Mr. Crider, sincere thanks for taking the time to provide us with some thoughts on the Western genre. With that said, I want to get down to brass tacks and offer what I consider one of my favorite first sentences of the past year. You open Outrage at Blanco with this gem: “Jink Howard sat in the shade of a tree and ate tomatoes while Ben Atticks raped the woman in the wagon bed.” That is pure attention-grabbing gold. I heard a fine piece of writing advice years ago “Let your readers know what’s at stake, right up front.” This sentence does that in spades. Is this a philosophy you adhere to as well?

​      I always heard a different version of that advice, which was "Shoot the sheriff in the first paragraph."  I do try to have something there that will get a reader's attention, but I'd never shoot the sheriff.  Sheriff Dan Rhodes has been way too good to me for me to do a thing like that.​

Staying with your novel Outrage at Blanco, but also staying spoiler-free so that new readers can have the joys of following up on that whip-cracking sentence; the character Ellie Taine goes through a bit of transformation in the course of this novel. It calls to my mind the film Hannie Caulder [which was minor at best, aside from an excellent Robert Culp.] In Hannie Caudler the transformation is a bit superficial and rote, but Ellie has real depth to her. Her actions make sense to me. May I ask what spawned this character?

​     As is so often the case with my writing, I have no idea what spawned the characters or the plot.  I don't do a lot of planning, and sometimes, as in the case of Ellie Taine, a character evolves over the course of the book.  I remember seeing Hannie Calder long ago, but I remember almost nothing about it at this point.​

The Ellie Taine novels also have a strong Spaghetti western feel to them, at least to my mind. I don’t mean that they are cheaply done and sometimes nonsensical, but in the unadulterated grit, the baroque presentation of violence. Are Spaghetti westerns of some influence on this series?

​     It's certainly possible that the spaghettis are an influence on me.  I quite enjoy the Clint Eastwood Dollars movies, and I've seen quite a few other westerns in that vein.​

I’m flogging a dead-horse in that I’ve got one more question about Outrage at Blanco. I don’t want to give anything away, but I find your unintended consequences of a simple accident with a tomato can a stroke of genius. This minor mishap wakes us to the fact that these were harsh times and lacking in practically every amenity we possess today. There was more to be aware of then then gunfights and stampedes. Do you find that these touches of “This is how it was” authenticity add depth and breadth?



​      I like to add a little authenticity when I can, but the accident with the tomato can was just one more thing that evolved in the writing of the book.  I hadn't thought of it at first, but it seemed just right later on as I wrote the book.​

Let’s talk Sheriff Dan Rhodes. While a modern setting, I find these police procedurals fine examples of contemporary Westerns that I have no problem including in my preferred reading stack. What thoughts inspired the creation of this character?

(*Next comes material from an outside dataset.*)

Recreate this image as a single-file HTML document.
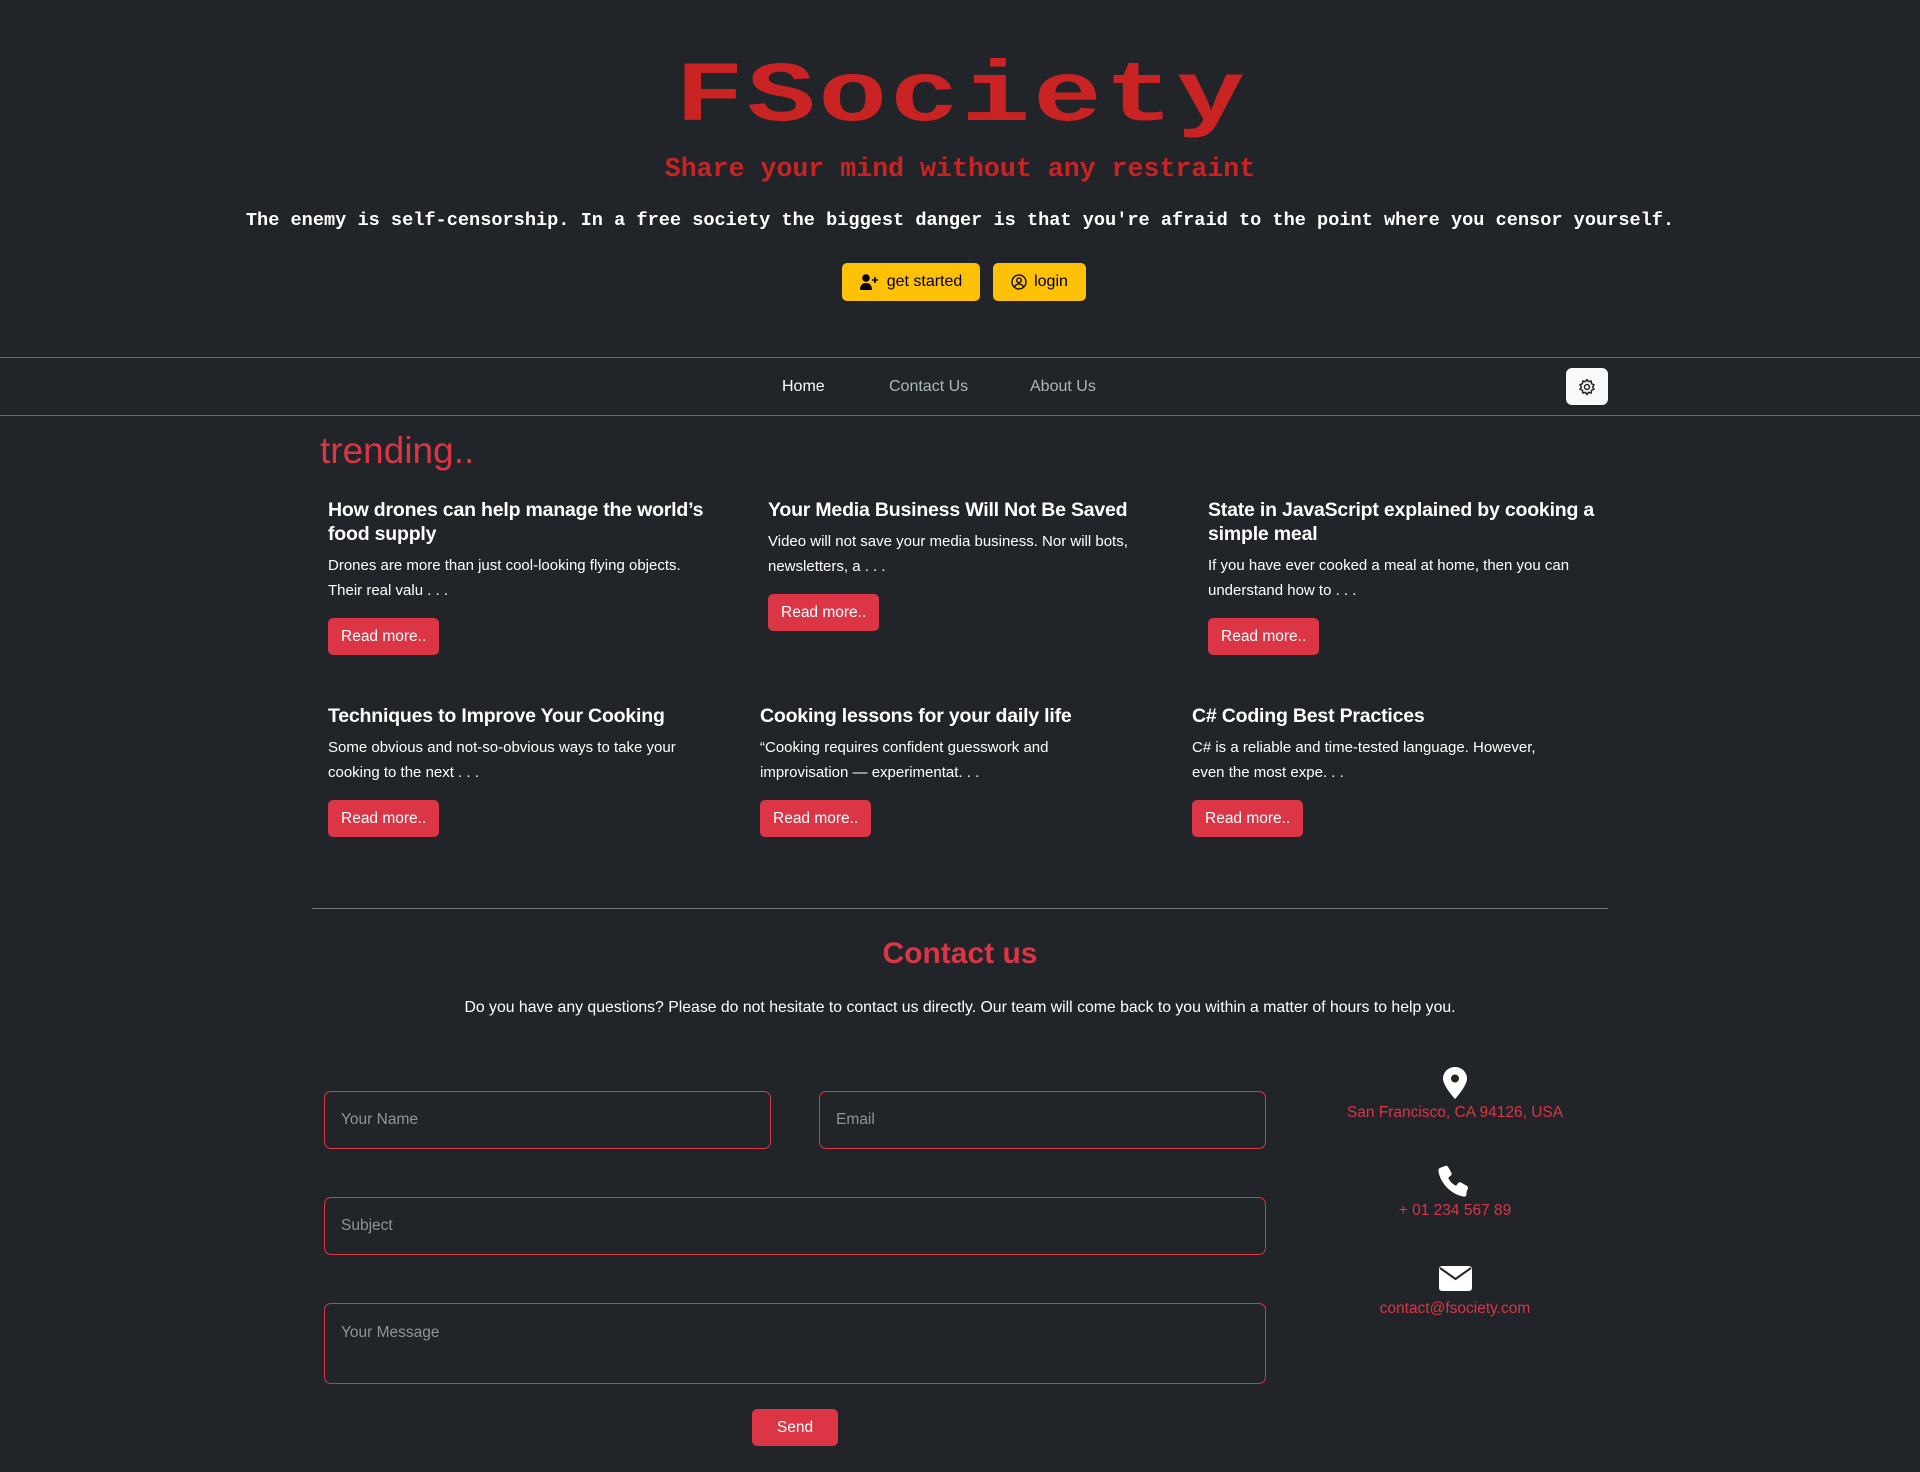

​     Once again, I have to give a vague answer.  I really don't know what inspired the character, who started out as a character in a short story that kept getting longer and longer.  I've been told that there was never a sheriff like Rhodes, but that's okay.  I like him, and readers seem to, also.​

Do you find there to be much difference between writing Westerns of the 19th-century time period and those novels of the West written in contemporary settings? Meaning are characters like Dan Rhodes and Walter Longmire really that far removed from characters inhabiting a T.T. Flynn novel?

​     I think Dan Rhodes shares a lot of the same values that old west heroes exemplified.  He never expresses a "code" directly, but I think it's clear that he has one and that it's informed by the westerners of the past.  ​ 

You are a voracious reader and a thoughtful reviewer as anyone who consumes your blog well knows. You have led me to many fine reads over the years, and with that in mind I go to your expertise well again. If you had to make a stack of Desert Island western novels to see you through hard times, what books would you pack?

​     There'd have to be a couple by Harry Whittington, maybe Saddle the Storm being one of them.  A few by Louis L'Amour.  Shane, The Big Sky. Little Big Man, Wild Times.  There are too many to list.​

With that said, are there any Western works that don’t quite make the classic-cut but still provide you with entertainment? These can be minor classics in their own right or what some call guilty pleasures.

​     I don't have any guilty pleasures.  If I like something, I don't feel guilty about it.  As you can see from the above, not all my choices would be considered classic.​

Do you have upcoming novels in the works, Western or otherwise?

​     I just turned in a Sheriff Rhodes novel, That Old Scoundrel Death.  I hope the publisher likes it.​



Mr. Crider, thank you again for your time and consideration. It’s been an honor corresponding with you.